In a rare display of frustration, Democratic presidential candidate Pete Buttigieg called “bulls—,” literally, on a New York Times journalist during a recent endorsement interview.
The Times, which will announce its endorsement in the Democratic primary on Sunday, is posting videos and transcripts from the editorial board's interviews with candidates. You can read the full transcript of Buttigieg's 80-minute interview here. But below is an excerpt shown in the video above (in which “bulls— is bleeped out), with the Times' annotations in parenthesis.
Binyamin Appelbaum: If I can put this question in a slightly different way, you've been on the front lines of corporate downsizing. You've been on the front lines of corporate price fixing.
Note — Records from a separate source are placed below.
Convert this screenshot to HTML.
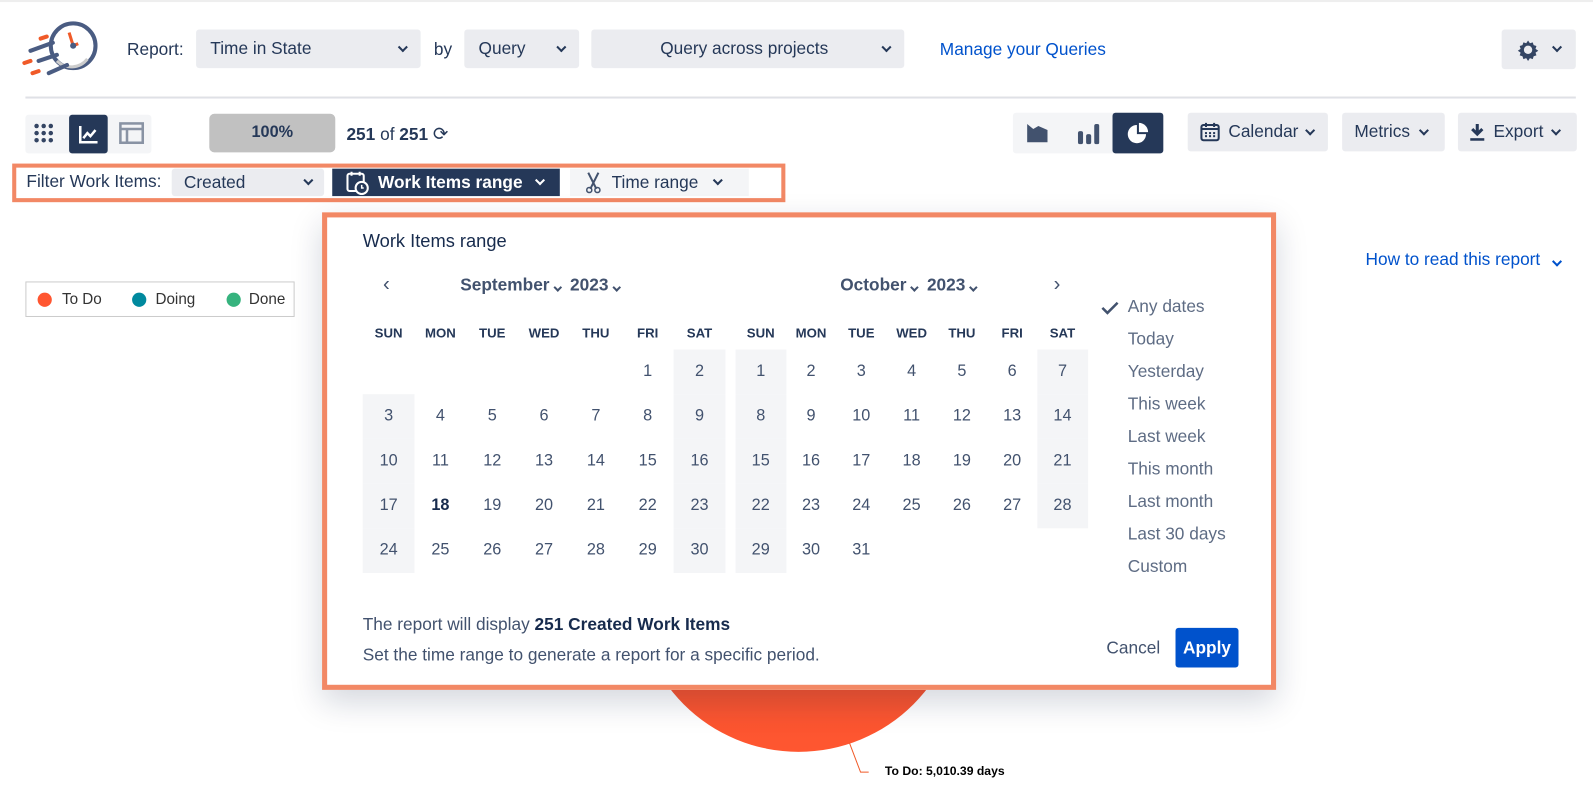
<!DOCTYPE html>
<html><head><meta charset="utf-8"><style>
*{box-sizing:border-box;margin:0;padding:0}
body{width:1593px;height:794px;background:#fff;font-family:"Liberation Sans",Arial,sans-serif;color:#253858;position:relative;overflow:hidden}
#w{position:absolute;left:0;top:0;width:1568px;height:782px;transform:scale(1.016);transform-origin:0 0}
.a{position:absolute}
.sel{position:absolute;background:#ebecf0;border-radius:3px;font-size:17px;color:#253858;display:flex;align-items:center}
.chev{display:inline-block;width:7px;height:7px;border-right:2px solid #253858;border-bottom:2px solid #253858;transform:rotate(45deg);margin-top:-4px}
.grid{position:absolute;display:grid;grid-template-rows:44px 44px 44px 44px 44px;font-size:16px;color:#42526e}
.grid div{display:flex;align-items:center;justify-content:center}
.grid .w{background:#f4f5f7}
.hdr{position:absolute;display:grid;font-size:13px;font-weight:bold;color:#253858}
.hdr div{text-align:center}
.opt{position:absolute;left:1110px;font-size:17px;color:#5e6c84}
</style></head><body><div id="w">
<div class="a" style="left:0;top:0;width:1593px;height:2px;background:#eee"></div>
<svg class="a" style="left:20px;top:16px" width="84" height="64" viewBox="0 0 84 64">
<circle cx="52" cy="29" r="22" fill="none" stroke="#4a5c82" stroke-width="4"/>
<path d="M36 44 A20 20 0 0 0 66 42" fill="none" stroke="#ccc" stroke-width="3"/>
<line x1="52" y1="29" x2="48" y2="16" stroke="#f05a28" stroke-width="3"/>
<line x1="52" y1="29" x2="57" y2="27" stroke="#f05a28" stroke-width="3"/>
<circle cx="52" cy="29" r="3" fill="#4a5c82"/>
<path d="M10 34 L32 26 M18 44 L36 38 M28 56 L46 48" stroke="#4a5c82" stroke-width="4" stroke-linecap="round"/>
<path d="M20 22 L26 20 M4 46 L10 44 M12 56 L18 54" stroke="#f05a28" stroke-width="4" stroke-linecap="round"/>
</svg>
<div class="a" style="left:125px;top:39px;font-size:17px">Report:</div>
<div class="sel" style="left:193px;top:29px;width:221px;height:38px;padding:0 14px;justify-content:space-between"><span>Time in State</span><span class="chev"></span></div>
<div class="a" style="left:427px;top:39px;font-size:17px">by</div>
<div class="sel" style="left:457px;top:29px;width:113px;height:38px;padding:0 14px;justify-content:space-between"><span>Query</span><span class="chev"></span></div>
<div class="sel" style="left:582px;top:29px;width:308px;height:38px;padding:0 14px"><span style="flex:1;text-align:center">Query across projects</span><span class="chev"></span></div>
<div class="a" style="left:925px;top:39px;font-size:17px;color:#0052cc">Manage your Queries</div>
<div class="sel" style="left:1478px;top:29px;width:73px;height:39px;justify-content:center;gap:14px">
<svg width="22" height="22" viewBox="0 0 24 24"><path d="M12 2l2 3 3-1 1 3 3 1-1 3 3 2-3 2 1 3-3 1-1 3-3-1-2 3-2-3-3 1-1-3-3-1 1-3-3-2 3-2-1-3 3-1 1-3 3 1z" fill="#344563"/><circle cx="12" cy="12" r="4.5" fill="#ebecf0"/></svg><span class="chev"></span></div>
<div class="a" style="left:25px;top:95px;width:1526px;height:2px;background:#dfe1e6"></div>
<div class="a" style="left:25px;top:113px;width:124px;height:38px;background:#f4f5f7;border-radius:3px"></div>
<svg class="a" style="left:33px;top:121px" width="20" height="20"><g fill="#344563"><circle cx="3" cy="3" r="2.2"/><circle cx="10" cy="3" r="2.2"/><circle cx="17" cy="3" r="2.2"/><circle cx="3" cy="10" r="2.2"/><circle cx="10" cy="10" r="2.2"/><circle cx="17" cy="10" r="2.2"/><circle cx="3" cy="17" r="2.2"/><circle cx="10" cy="17" r="2.2"/><circle cx="17" cy="17" r="2.2"/></g></svg>
<div class="a" style="left:68px;top:113px;width:38px;height:38px;background:#253858;border-radius:3px"></div>
<svg class="a" style="left:76px;top:121px" width="22" height="22"><path d="M3 3V19H20" stroke="#fff" stroke-width="2.5" fill="none"/><path d="M6 15L10 10 13 13 18 7" stroke="#fff" stroke-width="2.5" fill="none"/></svg>
<svg class="a" style="left:117px;top:120px" width="25" height="22"><rect x="1.5" y="1.5" width="22" height="19" fill="none" stroke="#8993a4" stroke-width="2.5"/><path d="M1.5 7H23.5M8 7V20" stroke="#8993a4" stroke-width="2.5"/></svg>
<div class="a" style="left:206px;top:112px;width:124px;height:38px;background:#c1c1c1;border-radius:5px;font-size:16px;font-weight:bold;text-align:center;line-height:38px">100%</div>
<div class="a" style="left:341px;top:122px;font-size:17px"><b>251</b> of <b>251</b> <span style="font-size:18px">⟳</span></div>
<div class="a" style="left:997px;top:111px;width:147px;height:40px;background:#f4f5f7;border-radius:3px"></div>
<svg class="a" style="left:1009px;top:120px" width="24" height="22"><path d="M2 2L8 7 13 4 22 8V20H2Z" fill="#42526e"/></svg>
<svg class="a" style="left:1060px;top:120px" width="22" height="22"><rect x="1" y="9" width="5" height="13" rx="2" fill="#42526e"/><rect x="9" y="12" width="5" height="10" rx="2" fill="#42526e"/><rect x="17" y="2" width="5" height="20" rx="2" fill="#42526e"/></svg>
<div class="a" style="left:1095px;top:111px;width:50px;height:40px;background:#253858;border-radius:3px"></div>
<svg class="a" style="left:1108px;top:120px" width="24" height="22"><path d="M11 3A9 9 0 1 0 20 12H11Z" fill="#fff"/><path d="M13 1A9 9 0 0 1 22 10H13Z" fill="#fff"/></svg>
<div class="sel" style="left:1169px;top:111px;width:138px;height:38px;padding:0 12px;gap:8px">
<svg width="20" height="20"><rect x="1.5" y="3" width="17" height="15" rx="2" fill="none" stroke="#253858" stroke-width="2"/><path d="M1.5 7H18.5M6 1V5M14 1V5" stroke="#253858" stroke-width="2"/><g fill="#253858"><rect x="5" y="10" width="2" height="2"/><rect x="9" y="10" width="2" height="2"/><rect x="13" y="10" width="2" height="2"/><rect x="5" y="13" width="2" height="2"/><rect x="9" y="13" width="2" height="2"/><rect x="13" y="13" width="2" height="2"/></g></svg><span>Calendar</span><span class="chev"></span></div>
<div class="sel" style="left:1321px;top:111px;width:101px;height:38px;padding:0 12px;gap:10px"><span>Metrics</span><span class="chev"></span></div>
<div class="sel" style="left:1435px;top:111px;width:117px;height:38px;padding:0 12px;gap:9px">
<svg width="14" height="18"><path d="M7 1V11M2 6L7 11 12 6" stroke="#253858" stroke-width="3" fill="none"/><rect x="0" y="15" width="14" height="2.5" fill="#253858"/></svg><span>Export</span><span class="chev"></span></div>
<div class="a" style="left:12px;top:161px;width:761px;height:38px;border:4px solid #f28865;background:#fff"></div>
<div class="a" style="left:26px;top:169px;font-size:17px">Filter Work Items:</div>
<div class="sel" style="left:169px;top:166px;width:150px;height:27px;padding:0 12px;justify-content:space-between"><span>Created</span><span class="chev"></span></div>
<div class="a" style="left:327px;top:166px;width:224px;height:27px;background:#253858;color:#fff;font-size:17px;font-weight:bold;display:flex;align-items:center;padding-left:13px;gap:8px">
<svg width="24" height="24"><rect x="2" y="3" width="16" height="17" rx="2" fill="none" stroke="#fff" stroke-width="2"/><path d="M6 1V5M14 1V5" stroke="#fff" stroke-width="2"/><circle cx="16" cy="17" r="6" fill="#253858" stroke="#fff" stroke-width="2"/><path d="M16 14V17H18" stroke="#fff" stroke-width="1.5" fill="none"/></svg><span>Work Items range</span><span class="chev" style="border-color:#fff;margin-left:6px"></span></div>
<div class="a" style="left:561px;top:166px;width:176px;height:27px;background:#f4f5f7;font-size:17px;display:flex;align-items:center;padding-left:15px;gap:10px">
<svg width="16" height="22"><path d="M3 1L11 17M13 1L5 17" stroke="#42526e" stroke-width="2"/><circle cx="4" cy="18" r="2.5" fill="none" stroke="#42526e" stroke-width="1.5"/><circle cx="12" cy="18" r="2.5" fill="none" stroke="#42526e" stroke-width="1.5"/></svg><span>Time range</span><span class="chev" style="margin-left:6px"></span></div>
<div class="a" style="left:25px;top:277px;width:265px;height:35px;border:1px solid #ccc;font-size:15px;color:#333">
<span class="a" style="left:11px;top:10px;width:14px;height:14px;border-radius:50%;background:#ff5630"></span><span class="a" style="left:35px;top:8px">To Do</span>
<span class="a" style="left:104px;top:10px;width:14px;height:14px;border-radius:50%;background:#00899e"></span><span class="a" style="left:127px;top:8px">Doing</span>
<span class="a" style="left:197px;top:10px;width:14px;height:14px;border-radius:50%;background:#36b37e"></span><span class="a" style="left:219px;top:8px">Done</span></div>
<div class="a" style="left:1344px;top:246px;font-size:17px;color:#0052cc">How to read this report <span class="chev" style="border-color:#0052cc;margin-left:8px"></span></div>
<div class="a" style="left:626px;top:420px;width:320px;height:320px;border-radius:50%;background:linear-gradient(#d94a2c,#ff5630)"></div>
<svg class="a" style="left:835px;top:730px" width="30" height="35"><path d="M1 1L12 30H20" stroke="#f05a28" fill="none"/></svg>
<div class="a" style="left:871px;top:752px;font-size:12px;font-weight:bold;color:#000">To Do: 5,010.39 days</div>
<div class="a" style="left:317px;top:209px;width:939px;height:470px;border:5px solid #f28865;background:#fff;box-shadow:0 12px 30px rgba(9,30,66,.18)"></div>
<div class="a" style="left:357px;top:227px;font-size:18px;color:#172b4d">Work Items range</div>
<div class="a" style="left:377px;top:269px;font-size:20px;color:#42526e">‹</div>
<div class="a" style="left:1037px;top:269px;font-size:20px;color:#42526e">›</div>
<div class="a" style="left:453px;top:271px;font-size:17px;font-weight:bold;color:#42526e">September <span class="chev" style="width:6px;height:6px;border-color:#42526e"></span>&nbsp; 2023 <span class="chev" style="width:6px;height:6px;border-color:#42526e"></span></div>
<div class="a" style="left:827px;top:271px;font-size:17px;font-weight:bold;color:#42526e">October <span class="chev" style="width:6px;height:6px;border-color:#42526e"></span>&nbsp; 2023 <span class="chev" style="width:6px;height:6px;border-color:#42526e"></span></div>
<div class="hdr" style="left:357px;top:320px;grid-template-columns:repeat(7,51px)"><div>SUN</div><div>MON</div><div>TUE</div><div>WED</div><div>THU</div><div>FRI</div><div>SAT</div></div>
<div class="hdr" style="left:724px;top:320px;grid-template-columns:repeat(7,49.5px)"><div>SUN</div><div>MON</div><div>TUE</div><div>WED</div><div>THU</div><div>FRI</div><div>SAT</div></div>
<div class="grid" style="left:357px;top:344px;grid-template-columns:repeat(7,51px)">
<div></div><div></div><div></div><div></div><div></div><div>1</div><div class="w">2</div>
<div class="w">3</div><div>4</div><div>5</div><div>6</div><div>7</div><div>8</div><div class="w">9</div>
<div class="w">10</div><div>11</div><div>12</div><div>13</div><div>14</div><div>15</div><div class="w">16</div>
<div class="w">17</div><div style="font-weight:bold;color:#172b4d">18</div><div>19</div><div>20</div><div>21</div><div>22</div><div class="w">23</div>
<div class="w">24</div><div>25</div><div>26</div><div>27</div><div>28</div><div>29</div><div class="w">30</div>
</div>
<div class="grid" style="left:724px;top:344px;grid-template-columns:repeat(7,49.5px)">
<div class="w">1</div><div>2</div><div>3</div><div>4</div><div>5</div><div>6</div><div class="w">7</div>
<div class="w">8</div><div>9</div><div>10</div><div>11</div><div>12</div><div>13</div><div class="w">14</div>
<div class="w">15</div><div>16</div><div>17</div><div>18</div><div>19</div><div>20</div><div class="w">21</div>
<div class="w">22</div><div>23</div><div>24</div><div>25</div><div>26</div><div>27</div><div class="w">28</div>
<div class="w">29</div><div>30</div><div>31</div><div></div><div></div><div></div><div></div>
</div>
<svg class="a" style="left:1083px;top:295px" width="20" height="16"><path d="M2 8L7 13 17 3" stroke="#42526e" stroke-width="2.5" fill="none"/></svg>
<div class="opt" style="top:292px">Any dates</div>
<div class="opt" style="top:324px">Today</div>
<div class="opt" style="top:356px">Yesterday</div>
<div class="opt" style="top:388px">This week</div>
<div class="opt" style="top:420px">Last week</div>
<div class="opt" style="top:452px">This month</div>
<div class="opt" style="top:484px">Last month</div>
<div class="opt" style="top:516px">Last 30 days</div>
<div class="opt" style="top:548px">Custom</div>
<div class="a" style="left:357px;top:605px;font-size:17px;color:#42526e">The report will display <b style="color:#172b4d">251 Created Work Items</b></div>
<div class="a" style="left:357px;top:635px;font-size:17px;color:#42526e">Set the time range to generate a report for a specific period.</div>
<div class="a" style="left:1089px;top:628px;font-size:17px;color:#42526e">Cancel</div>
<div class="a" style="left:1157px;top:618px;width:62px;height:39px;background:#0052cc;border-radius:3px;color:#fff;font-size:17px;font-weight:bold;text-align:center;line-height:39px">Apply</div>
</div></body></html>
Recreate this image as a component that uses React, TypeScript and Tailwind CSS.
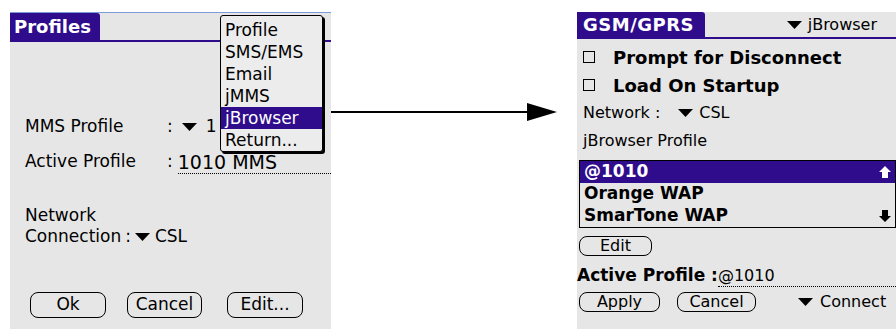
const BLUE = "bg-[#2f0c8c]";

function Tri({ className = "" }: { className?: string }) {
  return (
    <svg width="15" height="8" viewBox="0 0 15 8" className={`shrink-0 ${className}`}>
      <polygon points="0,0 15,0 7.5,8" fill="#000" />
    </svg>
  );
}

function ScrollArrow({ dir, color }: { dir: "up" | "down"; color: string }) {
  const pts =
    dir === "up"
      ? "6,0 12,6 9,6 9,12 3,12 3,6 0,6"
      : "3,0 9,0 9,6 12,6 6,12 0,6 3,6";
  return (
    <svg width="12" height="12" viewBox="0 0 12 12">
      <polygon points={pts} fill={color} />
    </svg>
  );
}

function PalmButton({
  label,
  w,
  h,
  className = "",
}: {
  label: string;
  w: string;
  h: string;
  className?: string;
}) {
  return (
    <div
      className={`${w} ${h} flex items-center justify-center border-[1.5px] border-black rounded-[8px] ${className}`}
    >
      {label}
    </div>
  );
}

function ProfilesScreen() {
  const menu = ["Profile", "SMS/EMS", "Email", "jMMS", "jBrowser", "Return..."];
  return (
    <div className="relative w-[321px] h-[317px] mt-[12px] ml-[10px] bg-[#e6e6e6] border-t border-[#7d9bd9] text-[17px] text-black font-['DejaVu_Sans',sans-serif]">
      {/* Title */}
      <div className="flex h-[29px] border-b-2 border-[#2f0c8c]">
        <div
          className={`${BLUE} w-[90px] h-full rounded-tr-[3px] pl-[4px] text-white font-bold text-[18px] leading-[28px]`}
        >
          Profiles
        </div>
      </div>

      <div className="pl-[15px]">
        <div className="mt-[74px] flex h-[22px] items-center whitespace-nowrap">
          <span className="w-[142px]">MMS Profile</span>
          <span>:</span>
          <Tri className="ml-[9px]" />
          <span className="ml-[9px]">1</span>
        </div>
        <div className="mt-[13px] flex h-[22px] items-center whitespace-nowrap">
          <span className="w-[142px]">Active Profile</span>
          <span>:</span>
          <span className="ml-[5px] flex-1 border-b border-dotted border-black text-[19px] leading-[22px]">
            1010 MMS
          </span>
        </div>
        <div className="mt-[31px] h-[22px] leading-[22px]">Network</div>
        <div className="flex h-[22px] items-center whitespace-nowrap">
          <span>Connection</span>
          <span className="ml-[4px]">:</span>
          <Tri className="ml-[4px]" />
          <span className="ml-[5px]">CSL</span>
        </div>
      </div>

      <div className="mt-[44px] ml-[20px] flex">
        <PalmButton label="Ok" w="w-[76px]" h="h-[26px]" />
        <PalmButton label="Cancel" w="w-[75px]" h="h-[26px]" className="ml-[21px]" />
        <PalmButton label="Edit..." w="w-[76px]" h="h-[26px]" className="ml-[25px]" />
      </div>

      {/* Popup menu */}
      <div className="absolute left-[210px] top-[2px] w-[103px] h-[137px] bg-[#ececec] border border-black rounded-[3px] shadow-[2px_2px_0_#000] pt-[3px]">
        {menu.map((m) => (
          <div
            key={m}
            className={`h-[22px] leading-[22px] pl-[4px] ${
              m === "jBrowser" ? `${BLUE} text-white` : ""
            }`}
          >
            {m}
          </div>
        ))}
      </div>
    </div>
  );
}

function Arrow() {
  return (
    <svg width="246" height="329" viewBox="0 0 246 329" className="shrink-0">
      <line x1="0" y1="112" x2="200" y2="112" stroke="#000" strokeWidth="2" />
      <polygon points="196,103 226,112 196,121" fill="#000" />
    </svg>
  );
}

function GprsScreen() {
  const items = ["@1010", "Orange WAP", "SmarTone WAP"];
  return (
    <div className="w-[319px] h-[317px] mt-[12px] bg-[#e6e6e6] text-[16px] text-black font-['DejaVu_Sans',sans-serif]">
      {/* Title */}
      <div className="flex h-[27px] border-b-2 border-[#2f0c8c]">
        <div
          className={`${BLUE} w-[128px] h-full rounded-tr-[3px] pl-[6px] text-white font-bold text-[18px] leading-[26px] tracking-[0.5px]`}
        >
          GSM/GPRS
        </div>
        <div className="ml-auto mr-[19px] flex items-center gap-[6px]">
          <Tri />
          <span>jBrowser</span>
        </div>
      </div>

      <div className="pl-[6px] mt-[4px]">
        <div className="flex h-[28px] items-center font-bold text-[18px]">
          <span className="shrink-0 w-[12px] h-[12px] border-[1.5px] border-black" />
          <span className="ml-[18px]">Prompt for Disconnect</span>
        </div>
        <div className="flex h-[28px] items-center font-bold text-[18px]">
          <span className="shrink-0 w-[12px] h-[12px] border-[1.5px] border-black" />
          <span className="ml-[18px]">Load On Startup</span>
        </div>
        <div className="flex h-[28px] items-center">
          <span>Network :</span>
          <Tri className="ml-[18px]" />
          <span className="ml-[6px]">CSL</span>
        </div>
        <div className="h-[28px] leading-[28px]">jBrowser Profile</div>
      </div>

      {/* Profile list */}
      <div className="mt-[5px] ml-[2px] h-[68px] border border-black font-bold text-[17px]">
        {items.map((it, i) => (
          <div
            key={it}
            className={`flex h-[22px] items-center justify-between pl-[4px] pr-[4px] ${
              i === 0 ? `${BLUE} text-white` : ""
            }`}
          >
            <span>{it}</span>
            {i === 0 && <ScrollArrow dir="up" color="#fff" />}
            {i === 2 && <ScrollArrow dir="down" color="#000" />}
          </div>
        ))}
      </div>

      <PalmButton label="Edit" w="w-[73px]" h="h-[20px]" className="mt-[8px] ml-[2px] rounded-[6px]" />

      <div className="mt-[9px] flex h-[22px] items-center whitespace-nowrap">
        <span className="font-bold text-[17px]">Active Profile :</span>
        <span className="flex-1 border-b border-dotted border-black leading-[20px]">@1010</span>
      </div>

      <div className="mt-[3px] ml-[2px] flex items-center">
        <PalmButton label="Apply" w="w-[81px]" h="h-[20px]" className="rounded-[6px]" />
        <PalmButton label="Cancel" w="w-[79px]" h="h-[20px]" className="ml-[17px] rounded-[6px]" />
        <Tri className="ml-[42px]" />
        <span className="ml-[7px]">Connect</span>
      </div>
    </div>
  );
}

export default function App() {
  return (
    <div className="flex w-[896px] h-[329px] bg-white overflow-hidden">
      <ProfilesScreen />
      <Arrow />
      <GprsScreen />
    </div>
  );
}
Buttigieg: Whoa, whoa whoa, that's, that's, I'm sorry, that's ——
Appelbaum: You've been on the front of our misadventures in foreign policy. You've had direct experience in many of the things that make a lot of young people very angry about the way that this country is operating right now. You don't seem to embody that anger.
(In 2003, Mr. Buttigieg — then a junior at Harvard — spoke at an antiwar rally in Cambridge, Mass., protesting the invasion of Iraq. More than a decade later, in 2014, he served seven months in Afghanistan as a lieutenant in the U.S. Navy Reserves.)
Buttigieg: So the proposition that I've been on front lines of corporate price fixing is bulls—. Just to get that out of the way.
Appelbaum: You worked for a company that was fixing bread prices.
Buttigieg: No, I worked for a consulting company that had a client that may have been involved in fixing or was apparently in a scandal. I was not aware of the Canadian bread pricing scandal until last night.
(Mr. Buttigieg's campaign has maintained that he only recently heard of the bread price-fixing scheme and while he was working with Loblaws focused on price cuts more broadly across the grocery store chain.)